A classic car-collecting couple died after inhaling exhaust fumes as they were putting a vehicle into a protective plastic storage bubble, according to investigators assigned to the case.
William Reid, 67, was backing his Mercedes-Benz convertible into what was essentially a large plastic bag inside of his garage in High Seaton, U.K., in October 2017 for winter storage when he passed out behind the wheel, an inquest regarding the incident was told, SWNS reported.
The specific brand of storage system was not noted in the report, but various types are available and commonly used by collectors.
His partner, Kathryn Workman, 70, entered the bag to try to get him out, but had to retreat due to the effects of the carbon monoxide gas. She then called emergency services and, due to confusion about what was happening, was told to get as near to him as she could to help, so she went back inside the bag and was overcome by the gas.
After one response team was inadvertently canceled, paramedics arrived at the scene but initially had difficulty finding the garage, which was attached to the house next door. When they found the bag, they tore it open, but had to vent the area before they could go inside, where they were able to pull out Workman, still alive, but couldn’t immediately reach Reid without breathing equipment.

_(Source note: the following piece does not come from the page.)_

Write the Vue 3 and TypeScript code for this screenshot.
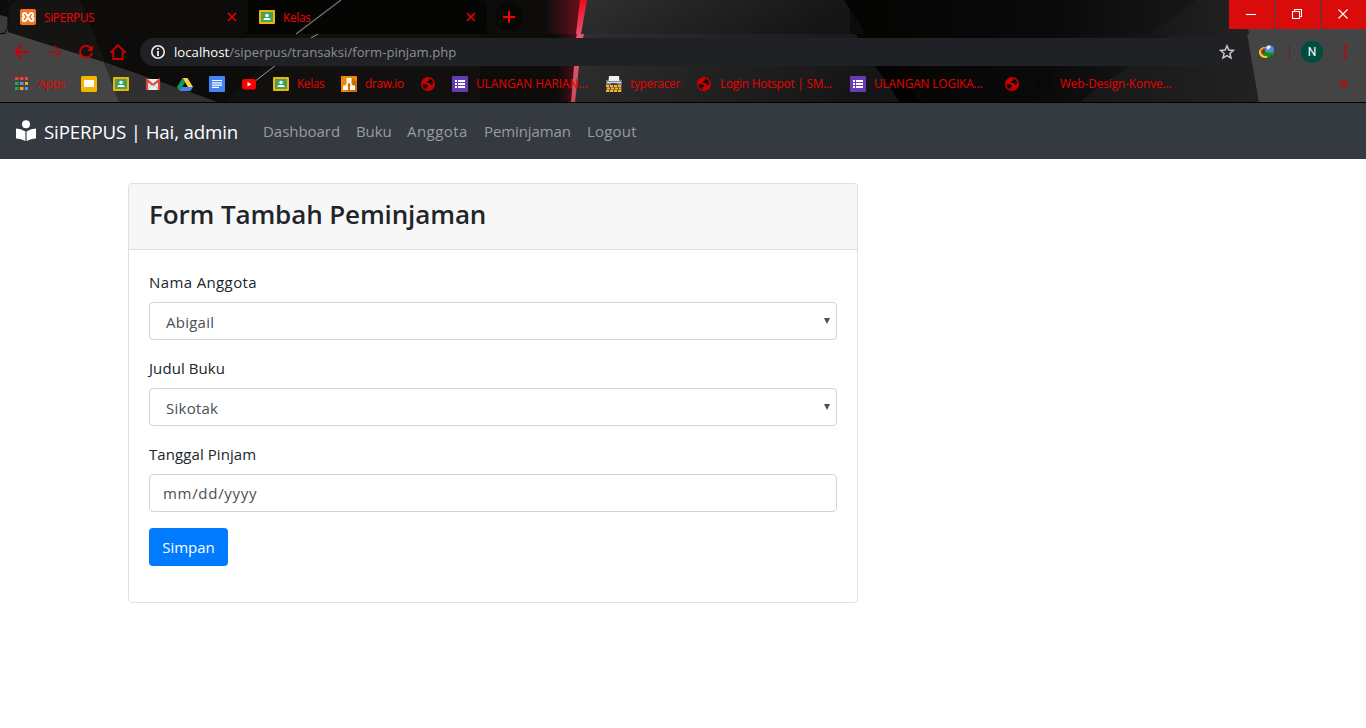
<script setup lang="ts">
import { ref } from 'vue'

interface Bookmark {
  icon: string
  label?: string
  width: number
  spacing?: number
}

const bookmarks: Bookmark[] = [
  { icon: 'apps', label: 'Apps', width: 67, spacing: -0.05 },
  { icon: 'slides', width: 32 },
  { icon: 'classroom', width: 32 },
  { icon: 'gmail', width: 32 },
  { icon: 'drive', width: 32 },
  { icon: 'docs', width: 32 },
  { icon: 'youtube', width: 32 },
  { icon: 'classroom', label: 'Kelas', width: 68, spacing: -0.35 },
  { icon: 'drawio', label: 'draw.io', width: 79, spacing: -0.3 },
  { icon: 'globe', width: 32 },
  { icon: 'forms', label: 'ULANGAN HARIAN...', width: 154, spacing: 0.02 },
  { icon: 'typeracer', label: 'typeracer', width: 90, spacing: -0.27 },
  { icon: 'globe', label: 'Login Hotspot | SM...', width: 154, spacing: -0.2 },
  { icon: 'forms', label: 'ULANGAN LOGIKA...', width: 154, spacing: -0.1 },
  { icon: 'globe', width: 32 },
  { icon: 'github', label: 'Web-Design-Konve...', width: 150, spacing: -0.08 },
]

const links = [
  { label: 'Dashboard', width: 77, spacing: -0.04 },
  { label: 'Buku', width: 35, spacing: -0.1 },
  { label: 'Anggota', width: 61, spacing: 0.45 },
  { label: 'Peminjaman', width: 87, spacing: -0.1 },
  { label: 'Logout', width: 50, spacing: 0.2 },
]
const member = ref('Abigail')
const book = ref('Sikotak')
</script>

<template>
  <div class="window">
    <header class="browser">
      <svg class="theme" width="1366" height="102" viewBox="0 0 1366 102" aria-hidden="true">
        <defs>
          <linearGradient id="glow" x1="0" x2="1" y1="0" y2="0">
            <stop offset="0" stop-color="#0e0d0c" /><stop offset="1" stop-color="#68101a" />
          </linearGradient>
          <linearGradient id="beam" x1="0" x2="0" y1="0" y2="1">
            <stop offset="0" stop-color="#f00a24" /><stop offset=".36" stop-color="#e85870" /><stop offset="1" stop-color="#c84a5a" />
          </linearGradient>
          <linearGradient id="steel" x1="0" x2="1" y1="0" y2=".2">
            <stop offset="0" stop-color="#303030" /><stop offset=".5" stop-color="#222" /><stop offset="1" stop-color="#151515" />
          </linearGradient>
          <linearGradient id="night" x1="0" x2="1">
            <stop offset="0" stop-color="#050403" /><stop offset=".6" stop-color="#0a0a0a" /><stop offset="1" stop-color="#181818" />
          </linearGradient>
          <linearGradient id="slate" x1="0" x2="1">
            <stop offset="0" stop-color="#171717" /><stop offset="1" stop-color="#222" />
          </linearGradient>
        </defs>
        <rect width="1366" height="103" fill="#0d0c0b" />
        <path d="M0 0H80L105 62L8 32V0Z" fill="#151413" />
        <path d="M0 15L8 17V33H0Z" fill="#3c3c3c" />
        <path d="M8 32L62 49L104 62L120 103H0V34Q8 34 8 32Z" fill="#444" />
        <path d="M104 62L218 102H119Z" fill="#303030" />
        <path d="M223 102L300 34H480V102Z" fill="#11100e" />
        <rect x="545" width="36" height="34" fill="url(#glow)" />
        <rect x="558" y="34" width="20" height="69" fill="url(#glow)" opacity=".75" />
        <path d="M584 0H850V34H578Z" fill="url(#steel)" />
        <path d="M580 34H857L875 66L900 103H572Z" fill="url(#steel)" />
        <path d="M844 0H1200L1151 34H865Z" fill="url(#night)" />
        <path d="M856 34H1171L1078 102H925Z" fill="url(#night)" />
        <path d="M856 34L875 66L900 102H922L890 62Z" fill="#030303" />
        <path d="M1197 0H1242L1249 34H1151Z" fill="url(#slate)" />
        <path d="M1171 34H1247L1259 103H1078Z" fill="url(#slate)" />
        <path d="M1242 0H1366V103H1259L1247 34H1249Z" fill="#444" />
        <path d="M580 0H587L581 34H576Z M577 34H584L583 38H576Z M574 66H579L575 102H571Z" fill="url(#beam)" />
        <path d="M318 34L311 38M276 65L254 82" stroke="#999" />
        <path d="M248 0H479Q487 1 487 8V26Q487 34 495 34H240Q248 34 248 26Z" fill="#000" opacity=".58" />
        <path d="M0 34Q8 33 8 25V8Q8 0 16 0" fill="none" stroke="#080808" />
        <path d="M341 0L296 34" stroke="#777" stroke-width="1.2" />
      </svg>

      <div class="tabs">
        <div class="tab">
          <svg class="icon" viewBox="0 0 16 16"><rect width="16" height="16" rx="2" fill="#f37623" /><path d="M5 4C1.8 3.5 2.5 7.7 5 7.8C1.8 8.4 1.8 12.5 5 12C7 11.7 6.5 9 8 9S9 11.7 11 12C14.2 12.5 14.2 8.4 11 7.8C13.5 7.7 14.2 3.5 11 4C9.1 4.2 9.5 7 8 7S6.9 4.2 5 4Z" fill="none" stroke="#fff" stroke-width="2" /></svg>
          <span>SiPERPUS</span>
          <svg class="cross" viewBox="0 0 10 10"><path d="M1 1L9 9M9 1L1 9" /></svg>
        </div>
        <div class="tab">
          <svg class="icon" viewBox="0 0 16 16"><rect y="1" width="16" height="14" rx="1" fill="#f4b400" /><path d="M2 3H14V13H2Z" fill="#43a25d" /><circle cx="8" cy="6.5" r="1.7" fill="#fff" /><path d="M4.5 11V10C4.5 8.5 11.5 8.5 11.5 10V11Z" fill="#fff" /></svg>
          <span>Kelas</span>
          <svg class="cross" viewBox="0 0 10 10"><path d="M1 1L9 9M9 1L1 9" /></svg>
        </div>
        <button class="new-tab" aria-label="New tab"><svg width="14" height="14" viewBox="0 0 14 14"><path d="M7 1V13M1 7H13" stroke="red" stroke-width="2" /></svg></button>
        <div class="controls">
          <button aria-label="Minimize"><svg viewBox="0 0 12 12"><path d="M1 6.5H11" /></svg></button>
          <button aria-label="Restore"><svg viewBox="0 0 12 12"><path d="M1.5 3.5H8.5V10.5H1.5ZM3.5 3.5V1.5H10.5V8.5H8.5" /></svg></button>
          <button aria-label="Close"><svg viewBox="0 0 12 12"><path d="M1.5 1.5L10.5 10.5M10.5 1.5L1.5 10.5" /></svg></button>
        </div>
      </div>

      <div class="toolbar">
        <div class="navigation">
          <svg viewBox="0 0 16 16"><path d="M15 8H2M8 1.5L1.5 8L8 14.5" /></svg>
          <svg class="dim" viewBox="0 0 16 16"><path d="M1 8H14M8 1.5L14.5 8L8 14.5" /></svg>
          <svg viewBox="0 0 16 16"><path d="M13 4.2A6 6 0 1 0 14 9" /><path d="M15 1V7H9Z" fill="#c80000" stroke="none" /></svg>
          <svg viewBox="0 0 16 16"><path d="M1 8L8 1.3L15 8H12.7V15H3.3V8Z" /></svg>
        </div>
        <div class="address">
          <svg class="info" viewBox="0 0 16 16"><circle cx="8" cy="8" r="6.2" fill="none" stroke="#eee" stroke-width="1.6" /><path d="M8 7V12M8 4V5.7" stroke="#eee" stroke-width="1.8" /></svg>
          <span class="url"><b>localhost</b>/siperpus/transaksi/form-pinjam.php</span>
          <svg class="star" viewBox="0 0 16 16"><path d="M8 1.8L9.8 6L14.4 6.4L10.9 9.4L12 13.9L8 11.5L4 13.9L5.1 9.4L1.6 6.4L6.2 6Z" fill="none" stroke="#c8c8c8" stroke-width="1.5" /></svg>
        </div>
        <svg class="extension" width="18" height="16" viewBox="0 0 18 16"><path d="M8 3A6 5.5 0 0 0 1 9Q2 14 8 14L12 12L9 5Z" fill="#eed522" /><path d="M8 3.5Q3 4 2.5 8Q4 12 8 12Z" fill="#d83a20" /><path d="M8 5Q4 6 4.5 9L8 11Z" fill="#174b36" /><circle cx="11.4" cy="5.8" r="4.7" fill="#5289ce" /><path d="M8 3.5Q11 0 13 3L10 6Z" fill="#dfedf9" /><path d="M6 8L14 9L17 8L15 12L13 11L10 15L9 12L5 11Z" fill="#0c9213" /></svg>
        <span class="divider"></span>
        <span class="avatar">N</span>
        <svg class="dots" width="4" height="14" viewBox="0 0 4 14"><g fill="#cc0000"><circle cx="2" cy="2" r="1.7" /><circle cx="2" cy="7" r="1.7" /><circle cx="2" cy="12" r="1.7" /></g></svg>
      </div>

      <div class="bookmarks">
        <div v-for="(item, i) in bookmarks" :key="i" class="bookmark" :style="{ width: item.width + 'px' }">
          <svg class="icon" viewBox="0 0 16 16">
            <g v-if="item.icon === 'apps'"><path d="M1 1H4.5V4H1ZM6 1H9.5V4H6ZM11 1H14V4H11Z" fill="#ed4437" /><path d="M1 6H4.5V9H1ZM1 11H4.5V14H1Z" fill="#21a65b" /><path d="M6 6H9.5V9H6ZM11 11H14V14H11Z" fill="#5892ed" /><path d="M11 6H14V9H11ZM6 11H9.5V14H6Z" fill="#f2ad15" /></g>
            <g v-else-if="item.icon === 'slides'"><rect width="16" height="16" rx="1.5" fill="#f4b400" /><path d="M3 4H13V11H3Z" fill="#fff" /></g>
            <g v-else-if="item.icon === 'classroom'"><rect y="1" width="16" height="14" rx="1" fill="#f4b400" /><path d="M2 3H14V13H2Z" fill="#43a25d" /><circle cx="8" cy="6.5" r="1.7" fill="#fff" /><path d="M4.5 11V10C4.5 8.5 11.5 8.5 11.5 10V11Z" fill="#fff" /></g>
            <g v-else-if="item.icon === 'gmail'"><rect x="1" y="3" width="14" height="11" rx="1" fill="#eee" /><path d="M2 14V4L8 9L14 4V14" fill="none" stroke="#dc4437" stroke-width="2.2" /><path d="M3 13L7 9L8 10L9 9L13 13" fill="none" stroke="#bbb" /></g>
            <g v-else-if="item.icon === 'drive'"><path d="M5.5 2H10.5L16 11H11Z" fill="#ffcf48" /><path d="M5.5 2L0 11L2.7 15L8 6.5Z" fill="#129b58" /><path d="M5 11H16L13.5 15H2.7Z" fill="#4683ed" /></g>
            <g v-else-if="item.icon === 'docs'"><rect width="16" height="16" rx="1" fill="#4285f4" /><path d="M3 4.5H13M3 6.8H13M3 9.1H13M3 11.4H10" stroke="#fff" stroke-width="1.2" /></g>
            <g v-else-if="item.icon === 'youtube'"><rect x="1" y="3" width="14" height="10.5" rx="2.5" fill="red" /><path d="M6.5 6V10.5L10.5 8.2Z" fill="#fff" /></g>
            <g v-else-if="item.icon === 'drawio'"><rect width="16" height="16" rx="1" fill="#f08705" /><path d="M12 2L16 6V16H10L4 14Z" fill="#cf6e00" /><path d="M8 4L4.5 11M8 4L11.5 11" stroke="#fff" stroke-width="1.6" /><path d="M5.5 2H10.5V6.5H5.5ZM2 9.5H7V14H2ZM9 9.5H14V14H9Z" fill="#fff" /></g>
            <g v-else-if="item.icon === 'globe'"><circle cx="8" cy="8" r="7" fill="#c80000" /><path d="M9.5 2.8L8.5 5L7 5.5V7H10V9H12L13.3 7.5A5.5 5.5 0 0 0 9.5 2.8ZM2.5 8.2H6.5L8 9.5V11H6.5V13.3A5.6 5.6 0 0 1 2.5 8.2Z" fill="#120909" /></g>
            <g v-else-if="item.icon === 'forms'"><rect width="16" height="16" rx="1" fill="#673ab7" /><path d="M3 5H5M6 5H13M3 8H5M6 8H13M3 11H5M6 11H13" stroke="#fff" stroke-width="2" /></g>
            <g v-else-if="item.icon === 'typeracer'"><path d="M0 4H16V9H0Z" fill="#69727a" /><path d="M3 0H13L13.5 5H2.5Z" fill="#f0f0f0" /><path d="M1 6.5H15" stroke="#d9d9d9" stroke-width="1.5" /><path d="M5 8H11" stroke="#222" stroke-width="1.2" /><path d="M0 9H16V16H0Z" fill="#6a4f1c" /><path d="M0 10H16M1 12.5H15M0 15H16" stroke="#edb43b" stroke-width="2" stroke-dasharray="3 1" /></g>
            <path v-else d="M5 14V12Q2 13 1 10Q3 12 5 10Q1 9 2 5V2L5 4H10L13 2V5Q15 9 10 10V14" fill="none" stroke="#050505" />
          </svg>
          <span v-if="item.label" :style="{ letterSpacing: item.spacing + 'px' }">{{ item.label }}</span>
        </div>
        <svg class="more" width="9" height="8" viewBox="0 0 9 8"><path d="M1 1L4 4L1 7M5 1L8 4L5 7" fill="none" stroke="#d00000" stroke-width="1.7" /></svg>
      </div>
    </header>

    <nav class="navbar">
      <div class="brand">
        <svg width="22" height="22" viewBox="0 0 22 22"><circle cx="11" cy="4.2" r="4" fill="#fff" /><path d="M1 8.5Q6 8.5 10.3 11.5V21Q6 18.3 1 18.5ZM21 8.5Q16 8.5 11.7 11.5V21Q16 18.3 21 18.5Z" fill="#fff" /><path d="M11 11V21" stroke="#94bcc5" stroke-width=".8" /></svg>
        <span>SiPERPUS | Hai, admin</span>
      </div>
      <div class="links"><a v-for="link in links" :key="link.label" :style="{ width: link.width + 'px', letterSpacing: link.spacing + 'px' }">{{ link.label }}</a></div>
    </nav>

    <main>
      <form class="card" @submit.prevent>
        <div class="card-header"><h3>Form Tambah Peminjaman</h3></div>
        <div class="card-body">
          <div class="group">
            <label for="member" class="wide">Nama Anggota</label>
            <div class="select-wrap"><select id="member" v-model="member"><option>Abigail</option></select><svg class="caret" viewBox="0 0 6 6"><path d="M0 0H6L3 6Z" /></svg></div>
          </div>
          <div class="group">
            <label for="book">Judul Buku</label>
            <div class="select-wrap"><select id="book" v-model="book"><option>Sikotak</option></select><svg class="caret" viewBox="0 0 6 6"><path d="M0 0H6L3 6Z" /></svg></div>
          </div>
          <div class="group">
            <label for="date">Tanggal Pinjam</label>
            <input id="date" type="text" placeholder="mm/dd/yyyy">
          </div>
          <button class="submit" type="submit">Simpan</button>
        </div>
      </form>
    </main>
  </div>
</template>

<style>
body { margin: 0; overflow: hidden; background: #fff; }
</style>

<style scoped>
* { box-sizing: border-box; }
.window { width: 1366px; height: 728px; overflow: hidden; font-family: "Open Sans", "Noto Sans", sans-serif; color: #212529; }
button { border: 0; padding: 0; font-family: inherit; }
.browser { position: relative; height: 103px; border-bottom: 1px solid #000; background: #0d0c0b; }
.theme { position: absolute; inset: 0; }
.tabs, .toolbar, .bookmarks { position: relative; display: flex; }
.tabs { height: 38px; padding-left: 8px; }
.tab { display: flex; align-items: center; width: 239px; height: 34px; padding: 0 10px 0 12px; gap: 8px; color: #f00; font-size: 11.8px; letter-spacing: -.3px; }
.tab span { flex: 1; padding-bottom: 1px; }
.icon { display: block; width: 16px; height: 16px; flex: none; }
.cross { width: 10px; height: 10px; stroke: #e80000; stroke-width: 1.7; }
.new-tab { display: grid; place-items: center; width: 28px; height: 28px; margin: 3px 0 0 9px; border-radius: 50%; background: #080706; }
.controls { display: flex; gap: 1px; height: 29px; margin-left: auto; }
.controls button { display: grid; place-items: center; width: 45px; padding: 0 2px 1px 0; background: #da0b0b; }
.controls svg { width: 12px; height: 12px; fill: none; stroke: #fff; stroke-width: 1.1; }
.toolbar { height: 28px; align-items: center; padding-left: 14px; }
.navigation { display: flex; gap: 16px; width: 126px; }
.navigation svg { width: 16px; height: 16px; fill: none; stroke: #c80000; stroke-width: 1.9; }
.navigation .dim { opacity: .5; }
.address { display: flex; align-items: center; width: 1104px; height: 28px; padding: 0 9px 0 10px; border-radius: 14px; background: #202124; }
.info { width: 16px; height: 16px; }
.url { margin-left: 8px; color: #8d8f92; font-size: 13.1px; letter-spacing: .04px; }
.url b { color: #fff; font-weight: 400; }
.star { width: 16px; height: 16px; margin-left: auto; }
.extension { margin-left: 14px; }
.divider { width: 1px; height: 16px; margin-left: 13px; background: #6e2020; }
.avatar { display: grid; place-items: center; width: 22px; height: 22px; margin-left: 11px; border-radius: 50%; background: #004d40; color: #fff; font-family: Roboto, sans-serif; font-size: 12px; }
.dots { margin-left: 20px; }
.bookmarks { align-items: center; height: 36px; padding: 0 18px 0 14px; color: #ee0000; font-size: 11.8px; }
.bookmark { display: flex; align-items: center; gap: 8px; flex: none; white-space: nowrap; }
.bookmark span { padding-bottom: 2px; }
.more { margin-left: auto; }
.navbar { display: flex; align-items: center; height: 56px; padding: 0 16px 0 15px; background: #343a40; }
.brand { display: flex; align-items: center; gap: 7px; width: 248px; color: #fff; font-size: 18.7px; letter-spacing: -.14px; white-space: nowrap; }
.links { display: flex; gap: 16px; color: #999c9f; font-size: 15px; }
.links a { white-space: nowrap; }
main { padding: 24px 0 0 128px; }
.card { width: 730px; height: 420px; border: 1px solid #dfdfdf; border-radius: 4px; background: #fff; overflow: hidden; }
.card-header { height: 66px; padding: 12px 20px; border-bottom: 1px solid #dfdfdf; background: #f7f7f7; }
h3 { margin: 0; font-size: 26px; font-weight: 600; line-height: 36px; letter-spacing: -.12px; white-space: nowrap; }
.card-body { padding: 20px; }
.group { margin-bottom: 16px; }
label { display: block; margin-bottom: 8px; font-size: 15px; line-height: 24px; letter-spacing: .08px; }
label.wide { letter-spacing: .38px; }
.select-wrap { position: relative; }
select, input { display: block; appearance: none; width: 100%; height: 38px; padding: 2px 16px 0; border: 1px solid #ced4da; border-radius: 4px; background: #fff; color: #495057; font-family: inherit; font-size: 15px; letter-spacing: .25px; outline: 0; }
input { padding: 0 13px; letter-spacing: .7px; }
input::placeholder { color: #495057; opacity: 1; }
.caret { position: absolute; right: 7px; top: 16px; width: 6px; height: 6px; fill: #495057; }
.submit { display: block; width: 79px; height: 38px; border-radius: 4px; background: #007bff; color: #fff; font-size: 15px; }
</style>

Reid was declared dead in the garage, the cause of death later determined to be carbon monoxide poisoning. The coroner reported that Workman suffered a cardiac arrest at the scene and died two days later from a hypoxic brain injury caused by the fumes.
"I'm satisfied she would have still tried to help Mr. Reid irrespective of the instructions of the call handler," the coroner said. "Mrs. Workman was aware she may become unconscious. My view is she would have still tried to help him and that's a credit to her dedication to their relationship,” the coroner added.